__WHAT IS EXPECTED__:
Starting at the first line of the listing below, repeat each line exactly until the line containing "const liquidations = volumes.map((_, i)", which you include. Leave out pictures.

__COLLECTED DATA__:
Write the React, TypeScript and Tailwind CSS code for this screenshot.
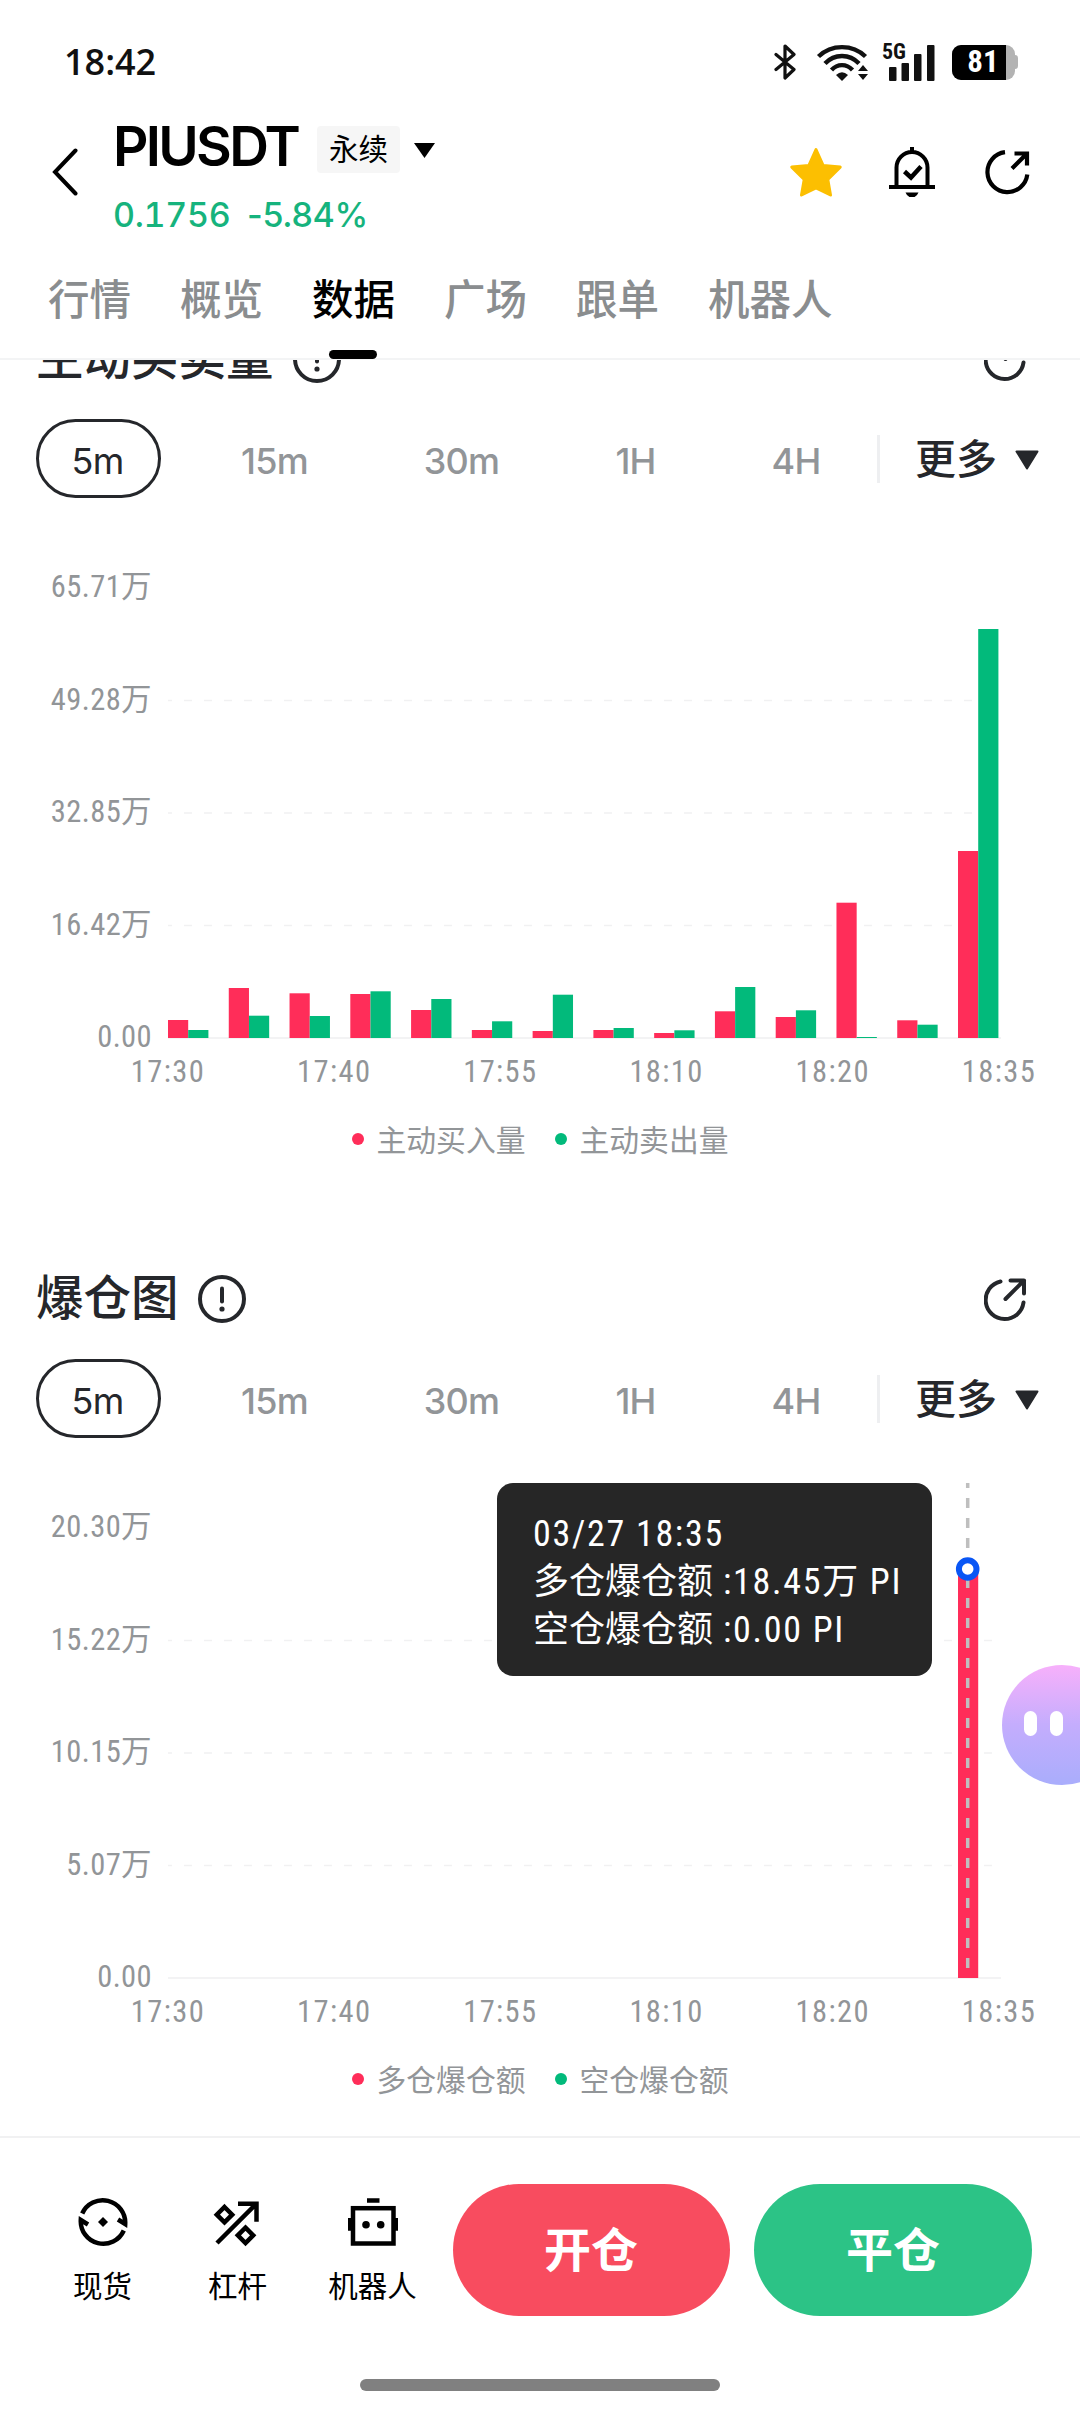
import clsx from 'clsx';
import type { ReactNode } from 'react';

const UI = "font-['Inter','Noto_Sans_CJK_SC',sans-serif]";
const DIN = "font-['Roboto','Noto_Sans_CJK_SC',sans-serif] [font-stretch:75%]";

const RED = '#ff2d59';
const GREEN = '#02ba7b';

const tabs = ['行情', '概览', '数据', '广场', '跟单', '机器人'];
const times = ['17:30', '17:40', '17:55', '18:10', '18:20', '18:35'];

const frames = [
  { label: '5m', width: 'w-[125px]' },
  { label: '15m', width: 'w-[139px]' },
  { label: '30m', width: 'w-[147px]' },
  { label: '1H', width: 'w-[113px]' },
  { label: '4H', width: 'w-[120px]' },
];

// bar heights in px as [buy, sell]
const volumes = [
  [18, 8],
  [50, 22.3],
  [44.7, 22],
  [44, 46.7],
  [28, 39],
  [8, 16.7],
  [7, 43.3],
  [8, 10],
  [5, 7.7],
  [26.7, 51],
  [21, 27.7],
  [135.3, 1],
  [17.7, 13.3],
  [187, 409],
];

const liquidations = volumes.map((_, i) => [i === 13 ? 409 : 0, 0]);

function StatusBar() {
  return (
    <div className="flex h-[106px] items-center pt-[18px] pr-[62px] pl-[64px]">
      <span className="font-['Open_Sans',sans-serif] text-[36px] font-semibold text-[#111]">18:42</span>
      <div className="ml-auto flex items-center">
        <svg width="22" height="36" viewBox="0 0 22 36" fill="none" stroke="#111" strokeWidth="3.2" strokeLinejoin="round" strokeLinecap="round">
          <path d="M2 10.5 20 25.5 11 34V2l9 8.5L2 25.5" />
        </svg>
        <svg className="ml-[20px]" width="54" height="37" viewBox="0 0 54 37" fill="none" stroke="#111" strokeWidth="4.4">
          <path d="M2.5 12.5C15.5 0 36.5 0 49.5 12.5" />
          <path d="M9 19.5C18.5 9.5 33.5 9.5 43 19.5" />
          <path d="M15.5 26C21.5 19.5 30.5 19.5 36.5 26" />
          <path d="M20 31q6-5.5 12 0l-6 6z" fill="#111" stroke="none" />
          <path d="m42 27 5-6 5 6zM42 30h10l-5 6z" fill="#111" stroke="none" />
        </svg>
        <div className="relative ml-[16px] h-[37px] w-[52px]">
          <span className="absolute -top-px left-[-4px] font-['Roboto',sans-serif] text-[22px] leading-[18px] font-bold text-[#111] [font-stretch:75%]">
            5G
          </span>
          <svg width="52" height="37" viewBox="0 0 52 37" fill="#111">
            <rect x="3" y="23" width="7.5" height="14" rx="1" />
            <rect x="15.5" y="19" width="7.5" height="18" rx="1" />
            <rect x="28" y="10" width="7.5" height="27" rx="1" />
            <rect x="41" y="1" width="7.5" height="36" rx="1" />
          </svg>
        </div>
        <div className="ml-[14px] flex items-center">
          <div className="flex h-[35px] w-[63px] overflow-hidden rounded-[9px] bg-[#b3b3b3]">
            <div className="flex w-[54px] items-center justify-center bg-black pl-[8px] font-['Roboto',sans-serif] text-[31px] leading-[34px] font-bold text-white [font-stretch:75%]">
              81
            </div>
          </div>
          <div className="h-[14px] w-[3px] rounded-r-full bg-[#b3b3b3]" />
        </div>
      </div>
    </div>
  );
}

function Header() {
  return (
    <div className="flex h-[132px] items-center">
      <svg className="ml-[50px]" width="28" height="48" viewBox="0 0 28 48" fill="none" stroke="#000" strokeWidth="4">
        <path d="M25.5 2.5 5 24l20.5 21.5" strokeLinecap="round" />
      </svg>
      <div className="ml-[35px] flex flex-col pt-4">
        <div className="flex h-[68px] items-center">
          <h1 className="w-[204px] text-[55px] font-semibold tracking-[-2.7px] whitespace-nowrap text-black">PIUSDT</h1>
          <span className="mt-[7px] flex h-[47px] w-[83px] items-center justify-center rounded bg-[#f6f6f6] text-[29.5px] text-black">永续</span>
          <svg className="mt-[8px] ml-[14px]" width="21" height="15" viewBox="0 0 21 15">
            <path d="M0 0h21L10.5 15z" />
          </svg>
        </div>
        <div className="flex h-[68px] items-center text-[34px] font-medium text-[#16b37d]">
          <span className="w-[134px] tracking-[-0.3px] tabular-nums">0.1756</span>
          <span className="tracking-[-0.3px]">-5.84%</span>
        </div>
      </div>
      <div className="mr-[49px] ml-auto flex items-center">
        <svg width="52" height="50" viewBox="0 0 52 50" fill="#fcbf01" stroke="#fcbf01" strokeWidth="3" strokeLinejoin="round">
          <path d="M26 2.5l7.2 16 17 1.6-12.4 12.4 2.7 15.5L26 40.8 11.5 48l2.7-15.5L1.8 20.1l17-1.6z" />
        </svg>
        <svg className="ml-[45px]" width="50" height="50" viewBox="0 0 50 50" fill="none" stroke="#000" strokeWidth="4">
          <path d="M2 40h46M9.5 40V20.5a15.5 15.5 0 0 1 31 0V40M25 0v5" />
          <path d="M17.5 24.5l6.5 6 10-11" strokeWidth="4.5" />
          <path d="M18.5 45.5h13q-2 5-6.5 5t-6.5-5z" fill="#000" stroke="none" />
        </svg>
        <svg className="ml-[48px]" width="46" height="48" viewBox="0 0 46 48" fill="none" stroke="#000" strokeWidth="4.2">
          <path d="M20 4.2A20 20 0 1 0 42.3 26.5" />
          <path d="M29.5 5.5H42V17.5M27 20.5 42 5.5" />
        </svg>
      </div>
    </div>
  );
}

function Tabs() {
  return (
    <div className="relative z-10 flex h-[122px] items-center gap-[49px] border-b-2 border-[#f3f4f5] bg-white pl-[48px]">
      {tabs.map((tab) => (
        <div
          key={tab}
          className={clsx(
            'relative flex h-full items-center pt-[4px] text-[41.5px] font-medium whitespace-nowrap',
            tab === '数据' ? 'text-black' : 'text-[#8a8d8f]'
          )}
        >
          {tab}
          {tab === '数据' && <span className="absolute bottom-[-1px] left-[17px] h-[9px] w-[48px] rounded-full bg-black" />}
        </div>
      ))}
    </div>
  );
}

function ShareIcon() {
  return (
    <svg width="44" height="44" viewBox="0 0 44 44" fill="none" stroke="#25272b" strokeWidth="4" strokeLinecap="round" strokeLinejoin="round">
      <path d="M16.5 3.5A19 19 0 1 0 39.5 24.5" />
      <path d="M26.5 2.5H40V15.5M21.5 21 40 2.5" />
    </svg>
  );
}

function Frames() {
  return (
    <div className="mt-[26px] flex h-[79px] items-center pl-[36px] text-[#25272b]">
      <div className="flex h-full items-center gap-[44px]">
        {frames.map(({ label, width }, i) => (
          <div
            key={label}
            className={clsx(
              'flex h-full items-center justify-center pt-[4px] text-[36px] tracking-[-0.8px]',
              width,
              i === 0 ? 'rounded-full border-3 border-[#25272b] pr-[2px]' : 'font-medium text-[#929598]'
            )}
          >
            {label}
          </div>
        ))}
      </div>
      <div className="ml-[21px] h-[48px] w-[3px] bg-[#eeeff1]" />
      <span className="ml-[35px] pt-[3px] text-[41px] font-medium">更多</span>
      <svg className="mt-[2px] ml-[18px]" width="24" height="20" viewBox="0 0 24 20" fill="#25272b" stroke="#25272b" strokeWidth="2" strokeLinejoin="round">
        <path d="M1.5 1.5h21L12 18.5z" />
      </svg>
    </div>
  );
}

interface ChartProps {
  title: string;
  levels: string[];
  legend: string[];
  bars: number[][];
  overlay?: ReactNode;
  children?: ReactNode;
}

function ChartSection({ title, levels, legend, bars, overlay, children }: ChartProps) {
  return (
    <section className="h-[940px] shrink-0">
      <div className="flex h-[70px] items-center pr-[52px] pl-[36px]">
        <h2 className="text-[47.5px] font-medium whitespace-nowrap text-[#25272b]">{title}</h2>
        <svg className="mt-[2px] ml-[19px]" width="48" height="48" viewBox="0 0 48 48" fill="none" stroke="#25272b" strokeWidth="4" strokeLinecap="round">
          <circle cx="24" cy="24" r="22" />
          <path d="M24 13.5v13" />
          <circle cx="24" cy="34" r="2.6" fill="#25272b" stroke="none" />
        </svg>
        <div className="ml-auto pt-[4px]">
          <ShareIcon />
        </div>
      </div>

      <Frames />

      <div className={clsx('relative mt-[45px] flex h-[509px] items-end', DIN)}>
        <div className="flex h-[480px] w-[152px] flex-col justify-between text-right text-[30.5px] leading-[30px] tracking-[0.4px] text-[#929598]">
          {levels.map((level) => (
            <span key={level}>{level}</span>
          ))}
        </div>
        <svg className="-ml-[2px]" width="930" height="509" viewBox="0 0 930 509">
          {[157.5, 270, 382.5].map((y) => (
            <line key={y} x1="18" x2="850" y1={y} y2={y} stroke="#f1f1f2" strokeWidth="1.5" strokeDasharray="8 12" strokeDashoffset="4" />
          ))}
          <line x1="18" x2="851" y1="495" y2="495" stroke="#f3f3f4" strokeWidth="2" />
          {bars.map(([a, b], i) => (
            <g key={i}>
              <rect x={18 + i * 60.77} y={495 - a} width="20.2" height={a} fill={RED} />
              <rect x={38.2 + i * 60.77} y={495 - b} width="20.2" height={b} fill={GREEN} />
            </g>
          ))}
          {overlay}
        </svg>
        {children}
      </div>

      <div className={clsx('ml-[118px] flex h-[38px] w-[931px] items-center justify-between pt-px text-[30.5px] tracking-[1.4px] text-[#929598]', DIN)}>
        {times.map((time) => (
          <span key={time} className="w-[100px] text-center">
            {time}
          </span>
        ))}
      </div>

      <div className="mt-[30px] flex h-[40px] items-center justify-center gap-[29px] text-[29.8px] text-[#929598]">
        {legend.map((name, i) => (
          <div key={name} className="flex items-center gap-[13px]">
            <span className={clsx('-mt-[3px] size-[12px] rounded-full', i === 0 ? 'bg-[#ff2d59]' : 'bg-[#02ba7b]')} />
            {name}
          </div>
        ))}
      </div>
    </section>
  );
}

function BottomItem({ label, children }: { label: string; children: ReactNode }) {
  return (
    <div className="flex w-[135px] flex-col items-center">
      <svg width="50" height="50" viewBox="0 0 50 50" fill="none" stroke="#000" strokeWidth="4.5">
        {children}
      </svg>
      <span className="mt-[19px] text-[29.5px] leading-[40px] text-black">{label}</span>
    </div>
  );
}

function BottomBar() {
  return (
    <div className="relative h-[276px] border-t-2 border-[#f1f1f2] bg-white">
      <div className="flex pl-[35px]">
        <div className="flex pt-[59px]">
          <BottomItem label="现货">
            <path d="M4.2 16.5A22.5 22.5 0 0 1 47.2 27L40 22.5" />
            <path d="M45.8 33.5A22.5 22.5 0 0 1 2.8 23L10 27.5" />
            <path d="M25 20l5 5-5 5-5-5z" fill="#000" stroke="none" />
          </BottomItem>
          <BottomItem label="杠杆">
            <path d="M4 46 43 7M25 6.7H43.5V24.7" />
            <path d="M11.5 10l7.7 7.7-7.7 7.7-7.7-7.7zM32.5 30.6l7.7 7.7-7.7 7.7-7.7-7.7z" />
          </BottomItem>
          <BottomItem label="机器人">
            <rect x="5" y="11.2" width="40.5" height="35.3" />
            <path d="M19 3.5h12.5M2 21v12.7M48.5 21v12.7" />
            <circle cx="18" cy="27.7" r="3.8" fill="#000" stroke="none" />
            <circle cx="32.7" cy="27.7" r="3.8" fill="#000" stroke="none" />
          </BottomItem>
        </div>
        <div className="mt-[46px] ml-[13px] flex gap-[24px]">
          <button className="h-[132px] w-[277px] rounded-full bg-[#f84c5f] pr-px text-[47px] font-bold text-white">开仓</button>
          <button className="h-[132px] w-[278px] rounded-full bg-[#2cc386] text-[47px] font-bold text-white">平仓</button>
        </div>
      </div>
      <div className="mx-auto mt-[63px] h-[12px] w-[360px] rounded-full bg-[#808080]" />
    </div>
  );
}

export default function App() {
  return (
    <div className={clsx('relative flex h-[2412px] w-[1080px] flex-col overflow-hidden bg-white', UI)}>
      <StatusBar />
      <Header />
      <Tabs />

      <main className="h-[1776px] overflow-hidden">
        <div className="-mt-[37px] flex flex-col">
          <ChartSection
            title="主动买卖量"
            levels={['65.71万', '49.28万', '32.85万', '16.42万', '0.00']}
            legend={['主动买入量', '主动卖出量']}
            bars={volumes}
          />
          <ChartSection
            title="爆仓图"
            levels={['20.30万', '15.22万', '10.15万', '5.07万', '0.00']}
            legend={['多仓爆仓额', '空仓爆仓额']}
            bars={liquidations}
            overlay={
              <>
                <line x1="817.7" x2="817.7" y1="0" y2="491" stroke="#bfbfbf" strokeWidth="3.5" strokeDasharray="10 10" strokeDashoffset="5" />
                <circle cx="817.7" cy="86" r="8.8" fill="#fff" stroke="#0956f5" strokeWidth="6" />
              </>
            }
          >
            <div className="absolute top-0 left-[497px] flex h-[193px] w-[435px] flex-col rounded-2xl bg-[#262626] pt-[27px] pl-[36px] text-[36px] leading-[48px] tracking-[1.7px] whitespace-nowrap text-white">
              <span>03/27 18:35</span>
              <span>
                <span className="tracking-normal">多仓爆仓额</span> :18.45万 PI
              </span>
              <span>
                <span className="tracking-normal">空仓爆仓额</span> :0.00 PI
              </span>
            </div>
          </ChartSection>
        </div>
      </main>

      <BottomBar />

      {/* floating assistant, half off screen */}
      <div className="absolute top-[1665px] left-[1002px] flex h-[120px] w-[120px] items-center gap-[13px] rounded-full bg-gradient-to-b from-[#f7b0fb] via-[#c4adfd] to-[#a9adfc] pb-[4px] pl-[22px]">
        <span className="h-[25px] w-[13px] rounded-full bg-white" />
        <span className="h-[25px] w-[13px] rounded-full bg-white" />
      </div>
    </div>
  );
}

__SOLUTION__:
Write the React, TypeScript and Tailwind CSS code for this screenshot.
import clsx from 'clsx';
import type { ReactNode } from 'react';

const UI = "font-['Inter','Noto_Sans_CJK_SC',sans-serif]";
const DIN = "font-['Roboto','Noto_Sans_CJK_SC',sans-serif] [font-stretch:75%]";

const RED = '#ff2d59';
const GREEN = '#02ba7b';

const tabs = ['行情', '概览', '数据', '广场', '跟单', '机器人'];
const times = ['17:30', '17:40', '17:55', '18:10', '18:20', '18:35'];

const frames = [
  { label: '5m', width: 'w-[125px]' },
  { label: '15m', width: 'w-[139px]' },
  { label: '30m', width: 'w-[147px]' },
  { label: '1H', width: 'w-[113px]' },
  { label: '4H', width: 'w-[120px]' },
];

// bar heights in px as [buy, sell]
const volumes = [
  [18, 8],
  [50, 22.3],
  [44.7, 22],
  [44, 46.7],
  [28, 39],
  [8, 16.7],
  [7, 43.3],
  [8, 10],
  [5, 7.7],
  [26.7, 51],
  [21, 27.7],
  [135.3, 1],
  [17.7, 13.3],
  [187, 409],
];

const liquidations = volumes.map((_, i) => [i === 13 ? 409 : 0, 0]);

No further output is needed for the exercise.